The SDSS-IV MaNGA survey mentioned above is a powerful tool for studying physical processes in nearby galaxies, including the cycle of feeding of and feedback from their central supermassive black holes. Postdoctoral researcher and Provost’s Fellow Dr. Dominika Wylezalek in collaboration with Prof. Zakamska has “zoomed into” the central parts of MaNGA galaxies with higher-resolution observations from the Gemini telescope to discover previously unseen winds driven by the activity near their central supermassive black holes.
Prof. Marriage’s group finds novel uses for data from high resolution Cosmic Microwave Background (CMB) survey experiments conducted at sub-millimeter wavelengths to study galaxy evolution and supermassive black holes. An innovative promising technique is to stack sub-millimeter data at the location of thousands of objects to detect and characterize otherwise invisible hot circumgalactic medium around them via Sunyaev-Zel’dovich (SZ) Effect. Several of these efforts resulted in JHU press releases in the last few years. A project led by postdoctoral researcher at JHU Dr. Megan Gralla provided the first detection of the SZ effect associated with radio galaxies, in which central black holes are spewing narrow streams of particles at extremely high velocities, close to the speed of light. More recently, JHU graduate student Devin Crichton in collaboration with JHU graduate student Kirsten Hall, Dr. Gralla and Profs. Marriage and Zakamska discovered the SZ effect associated with quasars — black holes that accrete enormous amount of matter which produces enormous amounts of radiation, making them visible across the entire observable universe.

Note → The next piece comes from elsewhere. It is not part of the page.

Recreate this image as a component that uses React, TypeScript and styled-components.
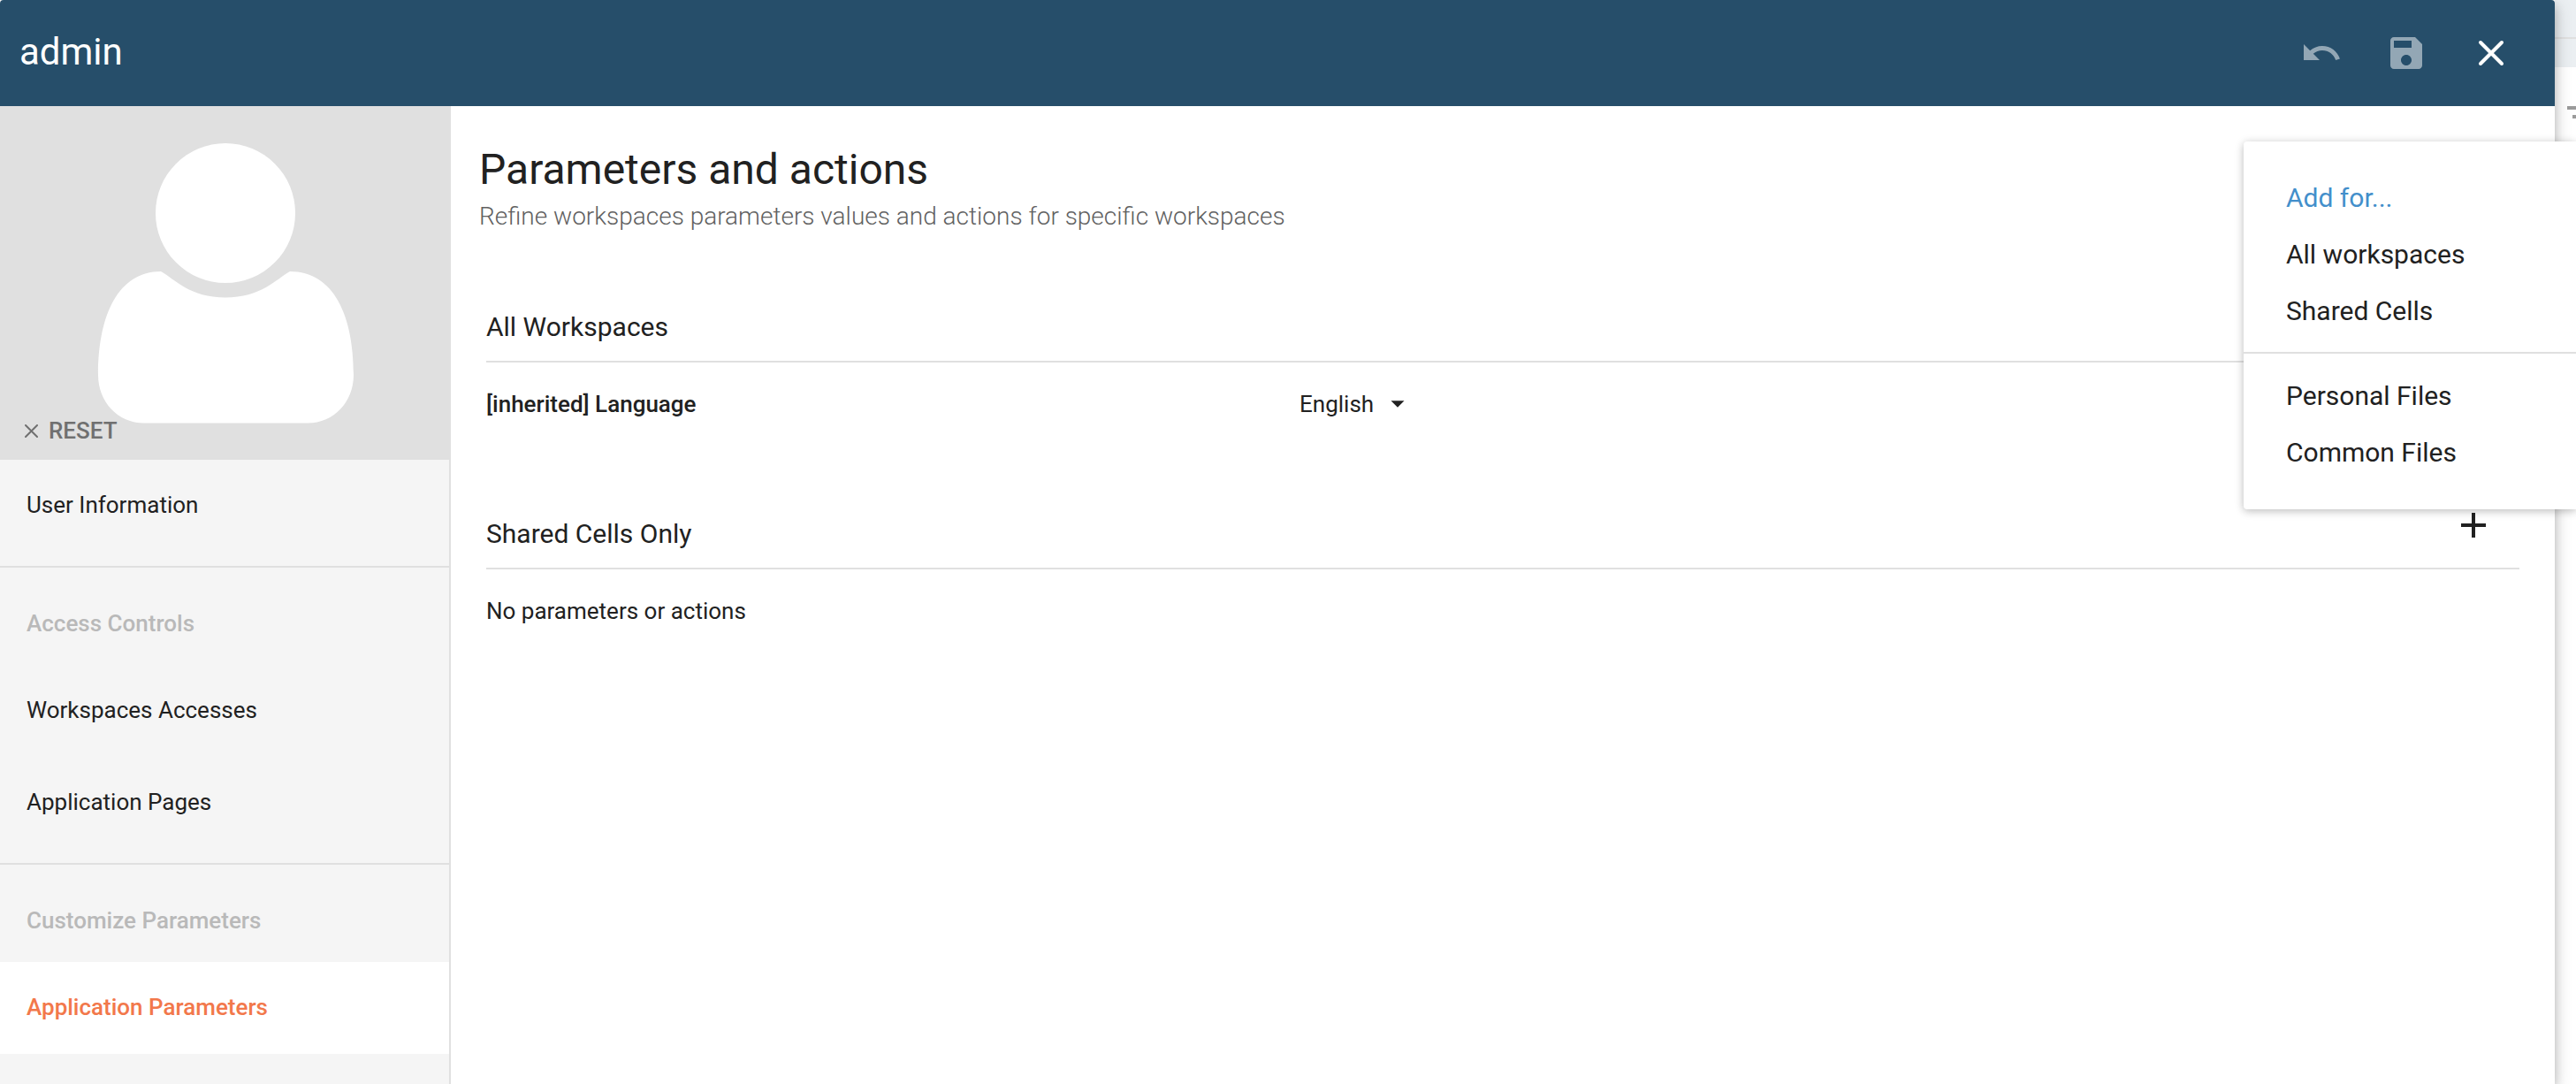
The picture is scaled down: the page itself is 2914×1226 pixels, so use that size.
import React from "react";
import styled, { createGlobalStyle } from "styled-components";

const color = {
  header: "#264e6a",
  ink: "#212121",
  line: "#e0e0e0",
  side: "#f5f5f5",
  accent: "#f2784b",
  link: "#438fcb",
};

const GlobalStyle = createGlobalStyle`
  *, *::before, *::after { box-sizing: border-box; }
  body { margin: 0; background: #fff; }
  body, button, select { font-family: Roboto, "Noto Sans", sans-serif; }
  h1, h2, h3, p, ul { margin: 0; padding: 0; font-weight: 400; }
  ul { list-style: none; }
`;

const Page = styled.div`
  position: relative;
  display: flex;
  min-height: 100vh;
  overflow: hidden;
  color: ${color.ink};
`;

const Dialog = styled.section`
  position: relative;
  z-index: 1;
  flex: 1;
  min-width: 0;
  display: flex;
  flex-direction: column;
  background: #fff;
  border-radius: 4px 4px 0 0;
  box-shadow: 0 6px 20px rgba(0, 0, 0, 0.2), 0 6px 12px rgba(0, 0, 0, 0.16);
`;

const Backdrop = styled.aside`
  flex: none;
  width: 24px;
  overflow: hidden;
  display: flex;
  flex-direction: column;
`;

const BackdropBar = styled.div<{ $height: number; $ruled?: boolean }>`
  height: ${(p) => p.$height}px;
  background: #ebeff2;
  border-bottom: ${(p) => (p.$ruled ? `2px solid ${color.line}` : "none")};
`;

const BackdropBody = styled.div`
  flex: 1;
  padding: 32px 8px;
`;

const Header = styled.header`
  display: flex;
  align-items: center;
  justify-content: space-between;
  height: 120px;
  padding: 0 24px 0 22px;
  background: ${color.header};
  color: #fff;
  border-radius: 4px 4px 0 0;
`;

const UserName = styled.h1`
  padding-bottom: 2px;
  font-size: 42px;
  line-height: 52px;
`;

const Toolbar = styled.div`
  display: flex;
`;

const IconButton = styled.button`
  display: grid;
  place-items: center;
  width: 96px;
  height: 96px;
  padding: 0;
  border: 0;
  background: none;
  color: inherit;
  cursor: pointer;

  &:disabled {
    opacity: 0.5;
    cursor: default;
  }
`;

const Icon = styled.svg<{ $size?: number }>`
  display: block;
  flex: none;
  width: ${(p) => p.$size ?? 48}px;
  height: ${(p) => p.$size ?? 48}px;
  fill: currentColor;
`;

const Body = styled.div`
  flex: 1;
  display: flex;
`;

const Sidebar = styled.nav`
  flex: none;
  width: 510px;
  background: ${color.side};
  border-right: 2px solid ${color.line};
`;

const Avatar = styled.div`
  position: relative;
  height: 400px;
  margin-right: -2px;
  background: ${color.line};
`;

const AvatarDrawing = styled.svg`
  display: block;
  width: 100%;
  height: 400px;
  fill: #fff;
`;

const ResetButton = styled.button`
  position: absolute;
  left: 24px;
  bottom: 15px;
  display: flex;
  align-items: center;
  gap: 12px;
  padding: 0 4px;
  border: 0;
  background: none;
  color: #707070;
  font-size: 26px;
  font-weight: 500;
  line-height: 36px;
  cursor: pointer;
`;

const NavGroup = styled.div`
  padding-bottom: 16px;

  & + & {
    border-top: 2px solid ${color.line};
  }
`;

const NavHeading = styled.h3`
  padding: 16px 30px 0;
  color: #b9b9b9;
  font-size: 26px;
  font-weight: 500;
  line-height: 94px;
`;

const NavLink = styled.a<{ $active?: boolean }>`
  display: block;
  padding: 0 30px 2px;
  background: ${(p) => (p.$active ? "#fff" : "transparent")};
  color: ${(p) => (p.$active ? color.accent : color.ink)};
  font-size: 26px;
  font-weight: ${(p) => (p.$active ? 500 : 400)};
  line-height: 102px;
  text-decoration: none;
`;

const Main = styled.main`
  flex: 1;
  min-width: 0;
  padding: 40px 40px 40px 32px;
`;

const Title = styled.h2`
  font-size: 48px;
  line-height: 64px;
`;

const Subtitle = styled.p`
  color: #616161;
  font-size: 28px;
  font-weight: 300;
  line-height: 42px;
`;

const Sections = styled.div`
  display: flex;
  flex-direction: column;
  gap: 42px;
  padding: 46px 0 0 8px;
`;

const SectionHeader = styled.div`
  display: flex;
  align-items: center;
  justify-content: space-between;
  height: 98px;
  padding-right: 4px;
  border-bottom: 2px solid ${color.line};
`;

const SectionTitle = styled.h3`
  padding-top: 20px;
  font-size: 30px;
  line-height: 40px;
`;

const SectionRow = styled.div`
  display: grid;
  grid-template-columns: 40% 60%;
  align-items: center;
  height: 94px;
  font-size: 26px;
`;

const Label = styled.label`
  font-weight: 500;
`;

const SelectBox = styled.div`
  display: flex;
  align-items: center;
`;

const Select = styled.select`
  appearance: none;
  padding: 0 48px 0 0;
  margin-right: -40px;
  border: 0;
  background: none;
  color: inherit;
  font-size: 26px;
  line-height: 40px;
  cursor: pointer;
`;

const SelectArrow = styled(Icon)`
  pointer-events: none;
`;

const Menu = styled.div`
  position: absolute;
  z-index: 2;
  top: 160px;
  right: 0;
  width: 376px;
  padding: 32px 0;
  background: #fff;
  border-radius: 4px 0 0 4px;
  box-shadow: 0 2px 12px rgba(0, 0, 0, 0.14), 0 2px 8px rgba(0, 0, 0, 0.14);
`;

const MenuItem = styled.button<{ $primary?: boolean }>`
  display: block;
  width: 100%;
  padding: 0 48px;
  border: 0;
  background: none;
  color: ${(p) => (p.$primary ? color.link : color.ink)};
  font-size: 30px;
  line-height: 64px;
  text-align: left;
  cursor: pointer;
`;

const MenuRule = styled.hr`
  height: 2px;
  margin: 14px 0 16px;
  border: 0;
  background: ${color.line};
`;

const paths = {
  undo: "M12.5 8c-2.65 0-5.05.99-6.9 2.6L2 7v9h9l-3.62-3.62c1.39-1.16 3.16-1.88 5.12-1.88 3.54 0 6.55 2.31 7.6 5.5l2.37-.78C21.08 11.03 17.15 8 12.5 8z",
  save: "M17 3H5c-1.11 0-2 .9-2 2v14c0 1.1.89 2 2 2h14c1.1 0 2-.9 2-2V7l-4-4zm-5 16c-1.66 0-3-1.34-3-3s1.34-3 3-3 3 1.34 3 3-1.34 3-3 3zm3-10H5V5h10v4z",
  add: "M19 13h-6v6h-2v-6H5v-2h6V5h2v6h6v2z",
  filter: "M10 18h4v-2h-4v2zM3 6v2h18V6H3zm3 7h12v-2H6v2z",
};

const Glyph = ({ name }: { name: keyof typeof paths }) => (
  <Icon viewBox="0 0 24 24" aria-hidden="true">
    <path d={paths[name]} />
  </Icon>
);

export default function App() {
  return (
    <>
      <GlobalStyle />
      <Page>
        <Dialog>
          <Header>
            <UserName>admin</UserName>
            <Toolbar>
              <IconButton aria-label="Undo" disabled>
                <Glyph name="undo" />
              </IconButton>
              <IconButton aria-label="Save" disabled>
                <Glyph name="save" />
              </IconButton>
              <IconButton aria-label="Close">
                <Icon viewBox="0 0 24 24" aria-hidden="true">
                  <path d="M6 6l12 12M18 6L6 18" stroke="currentColor" strokeWidth="2" strokeLinecap="round" />
                </Icon>
              </IconButton>
            </Toolbar>
          </Header>

          <Body>
            <Sidebar>
              <Avatar>
                <AvatarDrawing viewBox="0 0 510 400" aria-hidden="true">
                  <circle cx="255" cy="121" r="79" />
                  <path d="M182 187 C198 196 215 216.500 255 216.500 C295 216.500 312 196 328 187 C377 187 400 236 400 304 C400 334 378 358.500 348 358.500 H163 C133 358.500 111 334 111 304 C111 236 134 187 182 187 Z" />
                </AvatarDrawing>
                <ResetButton>
                  <Icon $size={15} viewBox="0 0 15 15" aria-hidden="true">
                    <path d="M1 1l13 13M14 1L1 14" stroke="currentColor" strokeWidth="2" strokeLinecap="round" />
                  </Icon>
                  RESET
                </ResetButton>
              </Avatar>
              <NavGroup>
                <NavLink href="#info">User Information</NavLink>
              </NavGroup>
              <NavGroup>
                <NavHeading>Access Controls</NavHeading>
                <NavLink href="#workspaces">Workspaces Accesses</NavLink>
                <NavLink href="#pages">Application Pages</NavLink>
              </NavGroup>
              <NavGroup>
                <NavHeading>Customize Parameters</NavHeading>
                <NavLink href="#parameters" $active aria-current="page">
                  Application Parameters
                </NavLink>
              </NavGroup>
            </Sidebar>

            <Main>
              <Title>Parameters and actions</Title>
              <Subtitle>Refine workspaces parameters values and actions for specific workspaces</Subtitle>
              <Sections>
                <section>
                  <SectionHeader>
                    <SectionTitle>All Workspaces</SectionTitle>
                  </SectionHeader>
                  <SectionRow>
                    <Label htmlFor="language">[inherited] Language</Label>
                    <SelectBox>
                      <Select id="language" defaultValue="en">
                        <option value="en">English</option>
                      </Select>
                      <SelectArrow $size={36} viewBox="0 0 24 24" aria-hidden="true">
                        <path d="M7 9.500l5 5 5-5z" />
                      </SelectArrow>
                    </SelectBox>
                  </SectionRow>
                </section>
                <section>
                  <SectionHeader>
                    <SectionTitle>Shared Cells Only</SectionTitle>
                    <IconButton aria-label="Add">
                      <Glyph name="add" />
                    </IconButton>
                  </SectionHeader>
                  <SectionRow>
                    <p>No parameters or actions</p>
                  </SectionRow>
                </section>
              </Sections>
            </Main>
          </Body>
        </Dialog>

        <Backdrop aria-hidden="true">
          <BackdropBar $height={44} $ruled />
          <BackdropBar $height={32} />
          <BackdropBody>
            <Icon viewBox="0 0 24 24" color="#9b9b9b">
              <path d={paths.filter} />
            </Icon>
          </BackdropBody>
        </Backdrop>

        <Menu>
          <MenuItem $primary>Add for...</MenuItem>
          <MenuItem>All workspaces</MenuItem>
          <MenuItem>Shared Cells</MenuItem>
          <MenuRule />
          <MenuItem>Personal Files</MenuItem>
          <MenuItem>Common Files</MenuItem>
        </Menu>
      </Page>
    </>
  );
}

A fascinating new way of studying supermassive black holes in centers of galaxies is through so-called tidal disruption events, which occur when an unsuspecting normal star accidentally passes too close to the black hole and is shredded by its strong tidal forces. Prof. Julian Krolik studies this process theoretically, using complex numerical simulations which incorporate equations of Einstein’s General Relativity (necessary to describe gravity near the black hole) and the magnetic fields and gas-dynamical effects within the resulting debris streams. Hubble Fellow at JHU Dr. Van Velzen leads a cutting-edge observational program to discover and characterize these events in observations.